Эта же рыночная логика предписывает уничтожать излишки товара при кризисе перепроизводства, а не раздать нуждающимся. И этот же рыночный закон ведет к тому, что любая собственность рассматривается как капитал, а не часть мира — поэтому корпорации не превращают свои владения в цветущие сады, а выкачивают из них максимум выгоды и избавляются от нее. А уж принцип ответственности в рамках своей собственности, похоже, окончательно похерен антикризисной политикой западных стран, ведь банки не только не платят за свои риски, но и перекладывают необходимость платить на государство и простых людей. Рынок решает проблемы? Пожалуй, и такое бывает, да, но не забывайте, что часть этих проблем он создал сам. Но ведь другую часть проблем он вообще не способен решить ни при каких обстоятельствах.

История неолиберальных реформ ХХ века, от Латинской Америки до стран социалистического блока неумолимо доказывает это:  свободный рынок решает проблемы других, более развитых стран, создавая их в собственной. И даже когда рынок «работает» — это еще не значит, что он оправдан. Он создает глобальные проблемы, одна из них – это люди, которые безоглядно верят в рынок. Верят столь истово или за деньги, что готовы искоренять любые другие образы и стили жизни, не вписывающиеся в их веру. Если мы считаем религиозный фундаментализм, порождающий терроризм, глобальной проблемой, то чем лучше либеральный фундаментализм? На деле, он ничем не лучше.

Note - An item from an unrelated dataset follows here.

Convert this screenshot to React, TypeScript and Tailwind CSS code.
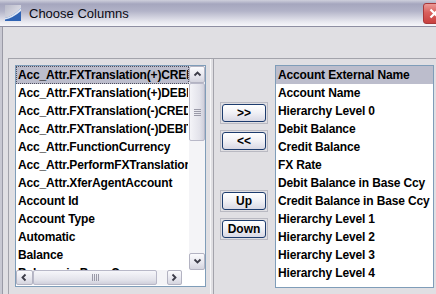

Даже не будучи радикалами по духу многие «рыночники» просто-напросто вытесняют, предают забвению некоторые ключевые факторы, отдавая их на откуп случайности. Возможно именно в силу такого игнорирования, попытки перенести логику рынка на сферу отношения людей и оканчиваются морально ущербными и/или эстетически несуразными проявлениями. И я смею думать, что понимание ограниченности рыночных отношений и логики обмена является первым шагом не к отмене рынка, а к ликвидации и даже предупреждению его негативных последствий.